Despite attempts to create some uniformity in international copyright laws, domestic legal procedures, burdens of proof, and the availability and amount of damages vary considerably across countries. Because of these differences, the plaintiff’s choice of which country and court to bring her suit in becomes important. However, whether a particular forum is available is likely to be limited by the substantive law of copyright and the doctrines of extraterritoriality, choice of law, and conflict of laws.

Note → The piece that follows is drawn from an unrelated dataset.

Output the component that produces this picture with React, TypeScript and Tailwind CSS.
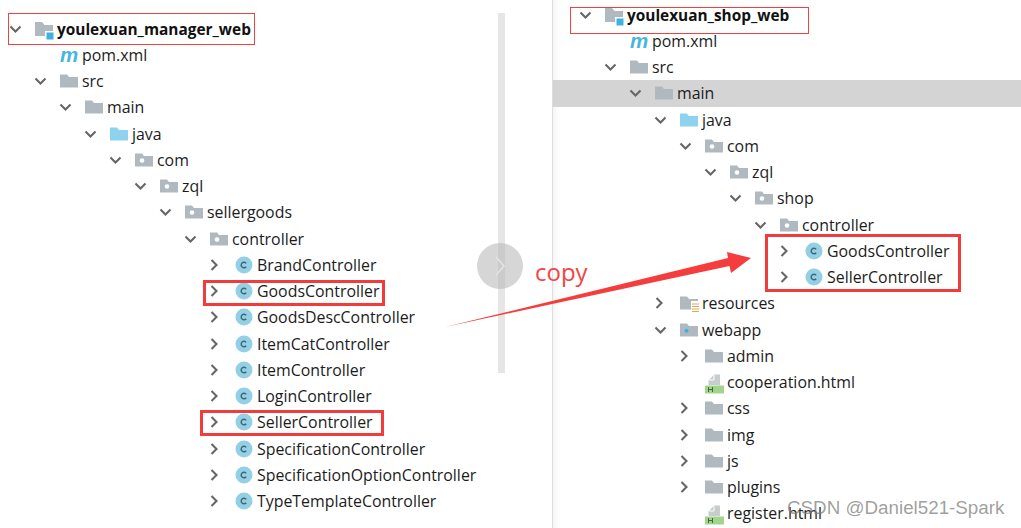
const ROW = "flex h-[26.25px] items-center whitespace-nowrap";

const PAD: Record<number, string> = {
  8: "pl-[8px]", 33: "pl-[33px]", 58: "pl-[58px]", 83: "pl-[83px]", 108: "pl-[108px]",
  133: "pl-[133px]", 158: "pl-[158px]", 183: "pl-[183px]", 208: "pl-[208px]",
};

const RPAD: Record<number, string> = {
  25: "pl-[25px]", 50: "pl-[50px]", 75: "pl-[75px]", 100: "pl-[100px]", 125: "pl-[125px]",
  150: "pl-[150px]", 175: "pl-[175px]", 200: "pl-[200px]", 225: "pl-[225px]",
};

function Chevron({ open }: { open: boolean }) {
  return (
    <svg width="14" height="14" viewBox="0 0 14 14" fill="none" stroke="#666666" strokeWidth="2.1">
      {open ? <path d="M2.5 4.5 7.500 9.500 12.500 4.500" /> : <path d="M3.500 2 8.500 7l-5 5" />}
    </svg>
  );
}

function Folder({ kind }: { kind: string }) {
  const grey = "#b0b9c0";
  return (
    <svg width="19" height="18" viewBox="0 0 19 18" className="shrink-0 overflow-visible">
      <path
        d={kind === "mod" ? "M0 2h7l2.500 3H18V16H0z" : "M0 2.500h7l2 2.500H18V15.500H0z"}
        fill={kind === "java" ? "#8fd2ee" : grey}
      />
      {kind === "pkg" && <circle cx="7" cy="9.500" r="2.300" fill="#fff" />}
      {kind === "web" && <circle cx="6.500" cy="9.800" r="2" fill="#3fb1e0" />}
      {kind === "res" && (
        <g stroke="#dba94e" strokeWidth="1.200">
          <rect x="11" y="7" width="8" height="11" fill="#fff" stroke="none" />
          <path d="M12 10h7M12 12.500h7M12 15h7M12 17.500h7" />
        </g>
      )}
      {kind === "mod" && (
        <g>
          <rect x="10" y="11" width="9" height="9" fill="#fff" />
          <rect x="11.500" y="12.500" width="7" height="7" fill="#3fb1e0" />
        </g>
      )}
    </svg>
  );
}

function ClassIcon() {
  return (
    <svg width="19" height="18" viewBox="0 0 19 18" className="shrink-0 overflow-visible">
      <circle cx="9" cy="9" r="8.500" fill="#93d0e6" />
      <path d="M11.200 7.300A2.800 2.800 0 1 0 11.200 10.700" fill="none" stroke="#3f6675" strokeWidth="1.400" />
    </svg>
  );
}

function Icon({ kind }: { kind: string }) {
  if (kind === "class") return <ClassIcon />;
  if (kind === "pom")
    return (
      <span className="w-[18px] shrink-0 text-center font-['Liberation_Sans',sans-serif] text-[20.500px] leading-[18px] font-bold italic text-[#49b5df]">
        m
      </span>
    );
  if (kind === "html")
    return (
      <svg width="19" height="20" viewBox="0 -2 19 20" className="shrink-0 overflow-visible">
        <path d="M3.500 11V6.500L9 0.500h6V11z" fill="#c9cccd" />
        <path d="M9 1v5H4" fill="none" stroke="#fff" strokeWidth="1" />
        <rect x="0" y="11.500" width="19" height="8" fill="#a2d48e" />
        <path d="M3.500 13v5M7.500 13v5M3.500 15.500h4" stroke="#3b6b33" strokeWidth="1" fill="none" />
      </svg>
    );
  return <Folder kind={kind} />;
}

type Item = [number, "open" | "closed" | "none", string, string, boolean?];

const left: Item[] = [
  [8, "open", "mod", "youlexuan_manager_web", true],
  [33, "none", "pom", "pom.xml"],
  [33, "open", "folder", "src"],
  [58, "open", "folder", "main"],
  [83, "open", "java", "java"],
  [108, "open", "pkg", "com"],
  [133, "open", "pkg", "zql"],
  [158, "open", "pkg", "sellergoods"],
  [183, "open", "pkg", "controller"],
  [208, "closed", "class", "BrandController"],
  [208, "closed", "class", "GoodsController"],
  [208, "closed", "class", "GoodsDescController"],
  [208, "closed", "class", "ItemCatController"],
  [208, "closed", "class", "ItemController"],
  [208, "closed", "class", "LoginController"],
  [208, "closed", "class", "SellerController"],
  [208, "closed", "class", "SpecificationController"],
  [208, "closed", "class", "SpecificationOptionController"],
  [208, "closed", "class", "TypeTemplateController"],
];

const right: Item[] = [
  [25, "open", "mod", "youlexuan_shop_web", true],
  [50, "none", "pom", "pom.xml"],
  [50, "open", "folder", "src"],
  [75, "open", "folder", "main"],
  [100, "open", "java", "java"],
  [125, "open", "pkg", "com"],
  [150, "open", "pkg", "zql"],
  [175, "open", "pkg", "shop"],
  [200, "open", "pkg", "controller"],
  [225, "closed", "class", "GoodsController"],
  [225, "closed", "class", "SellerController"],
  [100, "closed", "res", "resources"],
  [100, "open", "web", "webapp"],
  [125, "closed", "folder", "admin"],
  [125, "none", "html", "cooperation.html"],
  [125, "closed", "folder", "css"],
  [125, "closed", "folder", "img"],
  [125, "closed", "folder", "js"],
  [125, "closed", "folder", "plugins"],
  [125, "none", "html", "register.html"],
];

function Row({ item, pad, selected }: { item: Item; pad: string; selected?: boolean }) {
  const [, state, kind, label, bold] = item;
  return (
    <div className={`${ROW} ${pad} ${selected ? "bg-[#d4d4d4]" : ""}`}>
      <span className="flex w-[14px] shrink-0 justify-center">
        {state !== "none" && <Chevron open={state === "open"} />}
      </span>
      <span className="ml-[13px] flex w-[22px] shrink-0">
        <Icon kind={kind} />
      </span>
      <span className={bold ? "pt-[2px] text-[15.400px] font-bold text-[#111]" : "pt-[2px] text-[15.900px] text-[#1c1c1c]"}>{label}</span>
    </div>
  );
}

export default function App() {
  return (
    <div className="relative h-[528px] w-[1021px] overflow-hidden bg-white font-['Open_Sans',sans-serif]">
      <div className="flex h-full">
        <div className="flex h-full w-[553px] shrink-0 border-r border-[#dedede]">
          <div className="h-full w-[498px] shrink-0 pt-[15.500px]">
            {left.map((it) => (
              <Row key={it[3]} item={it} pad={PAD[it[0]]} />
            ))}
          </div>
          <div className="mt-[13px] h-[360px] w-[7px] bg-[#e6e6e6]" />
        </div>
        <div className="h-full flex-1 bg-[linear-gradient(to_right,#f5f5f5,#ffffff_7px)] pt-[1.500px]">
          {right.map((it) => (
            <Row key={it[3]} item={it} pad={RPAD[it[0]]} selected={it[3] === "main"} />
          ))}
        </div>
      </div>

      {/* scroll hint */}
      <div className="absolute top-[243px] left-[477px] flex h-[46px] w-[46px] items-center justify-center rounded-full bg-[#b4b4b4]/55">
        <svg width="14" height="22" viewBox="0 0 14 22" fill="none" stroke="#e4e4e4" strokeWidth="1.500">
          <path d="M3 2l8 9-8 9" />
        </svg>
      </div>

      {/* red annotations */}
      <div className="absolute top-[13px] left-[8px] h-[32px] w-[247px] border border-[#f04040]" />
      <div className="absolute top-[7px] left-[570px] h-[27px] w-[239px] border border-[#f04040]" />
      <div className="absolute top-[280px] left-[203px] h-[26px] w-[182px] border-[3px] border-[#f23b3b]" />
      <div className="absolute top-[410px] left-[200px] h-[26px] w-[184px] border-[3px] border-[#f23b3b]" />
      <div className="absolute top-[234px] left-[765px] h-[58px] w-[196px] border-[3px] border-[#f23b3b]" />
      <div className="absolute top-[254px] left-[535px] text-[24px] leading-[36px] text-[#f44444]">copy</div>
      <svg className="absolute top-0 left-0" width="1021" height="528" viewBox="0 0 1021 528">
        <path d="M445 327 728 258 727 252 751 258 731 273 729.500 266z" fill="#f53d3d" />
      </svg>

      {/* watermark */}
      <div className="absolute top-[497px] left-[787px] font-['Liberation_Sans',sans-serif] text-[18.800px] leading-[22px] text-[#808080]/75">
        CSDN @Daniel521-Spark
      </div>
    </div>
  );
}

For instance, a copyright holder cannot usually sue in one country for acts of copyright infringement that occurred in a different country. This is because, with a few exceptions, the doctrine of extraterritoriality means that a country's laws only apply within the geographic borders of that country. Applying this doctrine, courts in the United States have almost uniformly rejected attempts to apply U.S. copyright law to conduct outside of the United States. Most other countries have taken the same position.

The doctrine of extraterritoriality has been complicated, however, by digital technologies and the rise of the Internet. With physical goods, it is usually easy to identify "where" an act of copyright infringement occurred. However, infringement in the digital environment may involve several steps that occur in different countries governed by different copyright regimes. This muddles the question of where an actual infringement took place.

In the United States, courts confronted with such problems have generally held that US laws apply only when the defendant has engaged in some concrete act on U.S. soil. But most countries have yet to be confronted with cases of this sort. How the courts in those countries will respond remains uncertain.

If a particular infringement is alleged to have occurred at least in part in more than one country, a court will engage in a “conflict of laws” analysis to determine which country’s law will govern the infringement action. Because the same act of infringement may occur in several different countries, it is possible that courts in different countries might apply different countries' laws to the same action. Sometimes, a court will rule that the applicable law is the law of the country in which the infringement occurred. As such, that law will govern all elements of the action without regard to the nationality of the author, the country of origin of the copyrighted work, or the place of first publication of the copyrighted work. However, this view has been criticized by some commentators because its application would result in the application of different laws every time the work crosses a national border.

An alternative approach is to apply different laws to the issues of originality, ownership, and infringement -- the different elements of the infringement action. Under this view, a U.S. court would have to apply U.S. law to resolve issues of originality if the work is first published in the U.S. The law applicable to ownership is likely to be the law of the country that has the most significant relationship to the copyrighted work and to the parties involved. Finally, under the general principle of  lex loci delicti   (the place of wrong), the law applicable to the actual infringement is likely to be that of the country in which the actual infringement occurred.